Set task: Copy each line of the entries beneath that contains the word "screenshot".

Data rows:
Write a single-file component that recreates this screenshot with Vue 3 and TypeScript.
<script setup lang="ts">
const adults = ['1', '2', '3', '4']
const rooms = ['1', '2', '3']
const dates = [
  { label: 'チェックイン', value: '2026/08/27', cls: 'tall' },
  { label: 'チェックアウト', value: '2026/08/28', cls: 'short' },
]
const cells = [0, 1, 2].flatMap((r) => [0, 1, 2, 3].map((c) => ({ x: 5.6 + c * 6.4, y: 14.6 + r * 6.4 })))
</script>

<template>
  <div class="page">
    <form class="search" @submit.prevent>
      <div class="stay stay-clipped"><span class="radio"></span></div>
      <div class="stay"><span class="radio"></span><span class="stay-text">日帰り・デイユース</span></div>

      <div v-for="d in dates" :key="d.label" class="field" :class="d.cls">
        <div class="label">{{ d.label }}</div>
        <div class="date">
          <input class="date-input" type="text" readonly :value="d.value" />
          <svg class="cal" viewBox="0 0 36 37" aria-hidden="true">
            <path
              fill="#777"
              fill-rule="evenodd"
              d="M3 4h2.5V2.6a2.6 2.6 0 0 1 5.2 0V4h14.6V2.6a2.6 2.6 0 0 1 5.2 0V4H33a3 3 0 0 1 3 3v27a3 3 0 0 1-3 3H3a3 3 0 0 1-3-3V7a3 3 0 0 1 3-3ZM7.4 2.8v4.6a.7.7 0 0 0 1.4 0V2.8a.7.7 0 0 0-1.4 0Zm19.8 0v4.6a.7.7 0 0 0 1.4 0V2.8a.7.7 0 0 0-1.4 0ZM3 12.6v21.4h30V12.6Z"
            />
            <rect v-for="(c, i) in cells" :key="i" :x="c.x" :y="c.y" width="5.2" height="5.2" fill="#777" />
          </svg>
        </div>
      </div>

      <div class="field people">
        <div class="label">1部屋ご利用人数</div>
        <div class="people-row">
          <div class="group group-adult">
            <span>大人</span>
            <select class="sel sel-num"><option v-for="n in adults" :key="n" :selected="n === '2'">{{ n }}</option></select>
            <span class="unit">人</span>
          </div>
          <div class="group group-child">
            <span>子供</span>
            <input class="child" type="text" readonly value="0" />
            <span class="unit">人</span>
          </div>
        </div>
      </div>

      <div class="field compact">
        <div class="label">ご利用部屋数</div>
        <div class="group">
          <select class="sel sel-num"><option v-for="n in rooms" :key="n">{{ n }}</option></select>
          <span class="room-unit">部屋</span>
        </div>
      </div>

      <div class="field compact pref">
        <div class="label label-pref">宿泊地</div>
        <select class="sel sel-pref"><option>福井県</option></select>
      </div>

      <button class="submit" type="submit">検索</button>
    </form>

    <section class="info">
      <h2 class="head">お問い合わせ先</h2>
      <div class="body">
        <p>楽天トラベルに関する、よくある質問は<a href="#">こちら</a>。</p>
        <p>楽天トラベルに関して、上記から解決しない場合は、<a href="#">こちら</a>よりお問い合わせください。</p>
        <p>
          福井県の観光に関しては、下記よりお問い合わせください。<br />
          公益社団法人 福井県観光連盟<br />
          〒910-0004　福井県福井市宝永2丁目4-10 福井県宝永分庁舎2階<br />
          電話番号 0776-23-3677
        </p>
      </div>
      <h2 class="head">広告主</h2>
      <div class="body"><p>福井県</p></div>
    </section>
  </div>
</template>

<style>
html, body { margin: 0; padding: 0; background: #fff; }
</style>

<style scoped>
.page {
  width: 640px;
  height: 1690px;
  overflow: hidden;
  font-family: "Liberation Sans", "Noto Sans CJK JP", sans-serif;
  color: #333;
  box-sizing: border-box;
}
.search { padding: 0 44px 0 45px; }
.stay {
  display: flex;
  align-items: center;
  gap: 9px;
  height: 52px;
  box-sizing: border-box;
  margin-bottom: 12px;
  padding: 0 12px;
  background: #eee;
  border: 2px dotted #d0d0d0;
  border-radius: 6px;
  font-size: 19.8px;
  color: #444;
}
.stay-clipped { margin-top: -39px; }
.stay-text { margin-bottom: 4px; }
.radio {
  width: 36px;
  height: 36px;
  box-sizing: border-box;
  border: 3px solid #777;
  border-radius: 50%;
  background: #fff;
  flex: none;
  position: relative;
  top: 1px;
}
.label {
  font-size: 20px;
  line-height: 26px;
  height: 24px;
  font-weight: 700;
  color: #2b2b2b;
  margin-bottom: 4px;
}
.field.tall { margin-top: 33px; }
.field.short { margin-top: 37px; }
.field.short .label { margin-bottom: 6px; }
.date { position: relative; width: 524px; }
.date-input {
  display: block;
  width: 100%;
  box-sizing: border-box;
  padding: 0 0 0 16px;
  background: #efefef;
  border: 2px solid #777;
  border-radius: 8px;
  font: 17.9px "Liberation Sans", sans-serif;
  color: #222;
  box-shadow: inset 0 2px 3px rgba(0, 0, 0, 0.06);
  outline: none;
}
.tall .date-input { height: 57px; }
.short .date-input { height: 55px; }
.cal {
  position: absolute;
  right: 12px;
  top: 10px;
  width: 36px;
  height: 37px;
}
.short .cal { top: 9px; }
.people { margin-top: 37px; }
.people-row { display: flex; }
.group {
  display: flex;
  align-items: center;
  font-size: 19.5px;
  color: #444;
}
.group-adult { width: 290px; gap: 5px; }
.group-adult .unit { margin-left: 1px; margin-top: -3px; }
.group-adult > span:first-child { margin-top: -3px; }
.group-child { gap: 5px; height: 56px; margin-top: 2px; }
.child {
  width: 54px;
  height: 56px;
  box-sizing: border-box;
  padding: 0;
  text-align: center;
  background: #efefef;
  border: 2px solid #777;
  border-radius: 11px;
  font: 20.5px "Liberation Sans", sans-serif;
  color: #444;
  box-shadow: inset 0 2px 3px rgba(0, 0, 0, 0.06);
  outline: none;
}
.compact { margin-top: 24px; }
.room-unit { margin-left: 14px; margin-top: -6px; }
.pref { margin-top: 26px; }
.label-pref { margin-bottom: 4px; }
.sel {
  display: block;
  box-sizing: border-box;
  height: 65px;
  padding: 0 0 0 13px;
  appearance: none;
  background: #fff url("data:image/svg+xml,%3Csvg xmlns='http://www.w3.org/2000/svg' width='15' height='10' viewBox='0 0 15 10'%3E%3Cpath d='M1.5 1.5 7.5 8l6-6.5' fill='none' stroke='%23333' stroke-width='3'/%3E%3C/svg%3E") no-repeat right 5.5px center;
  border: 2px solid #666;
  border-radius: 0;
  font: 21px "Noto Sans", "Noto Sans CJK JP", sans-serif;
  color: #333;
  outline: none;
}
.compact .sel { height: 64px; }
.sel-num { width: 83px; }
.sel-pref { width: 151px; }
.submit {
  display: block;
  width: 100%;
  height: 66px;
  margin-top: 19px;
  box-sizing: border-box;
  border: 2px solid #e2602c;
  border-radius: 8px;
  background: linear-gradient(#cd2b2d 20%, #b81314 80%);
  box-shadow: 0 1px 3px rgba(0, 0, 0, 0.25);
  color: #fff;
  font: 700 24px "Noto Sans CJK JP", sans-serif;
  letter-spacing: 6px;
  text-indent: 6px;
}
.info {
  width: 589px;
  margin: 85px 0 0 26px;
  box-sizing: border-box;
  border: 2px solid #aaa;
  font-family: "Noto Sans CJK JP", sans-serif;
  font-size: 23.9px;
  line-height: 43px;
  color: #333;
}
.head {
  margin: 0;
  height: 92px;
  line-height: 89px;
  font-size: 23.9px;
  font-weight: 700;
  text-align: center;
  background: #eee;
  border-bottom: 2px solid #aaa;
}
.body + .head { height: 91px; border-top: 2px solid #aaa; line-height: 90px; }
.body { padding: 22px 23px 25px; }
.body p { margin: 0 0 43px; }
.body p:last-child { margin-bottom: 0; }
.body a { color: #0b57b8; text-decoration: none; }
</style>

==

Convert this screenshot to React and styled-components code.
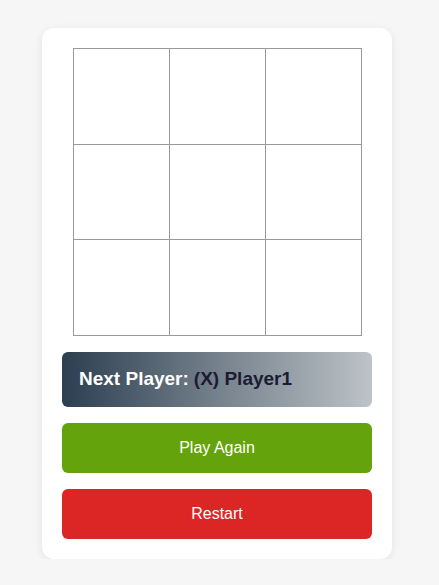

Response to this exercise:
Write a single-file component that recreates this screenshot with Vue 3 and TypeScript.
Convert this screenshot to React and styled-components code.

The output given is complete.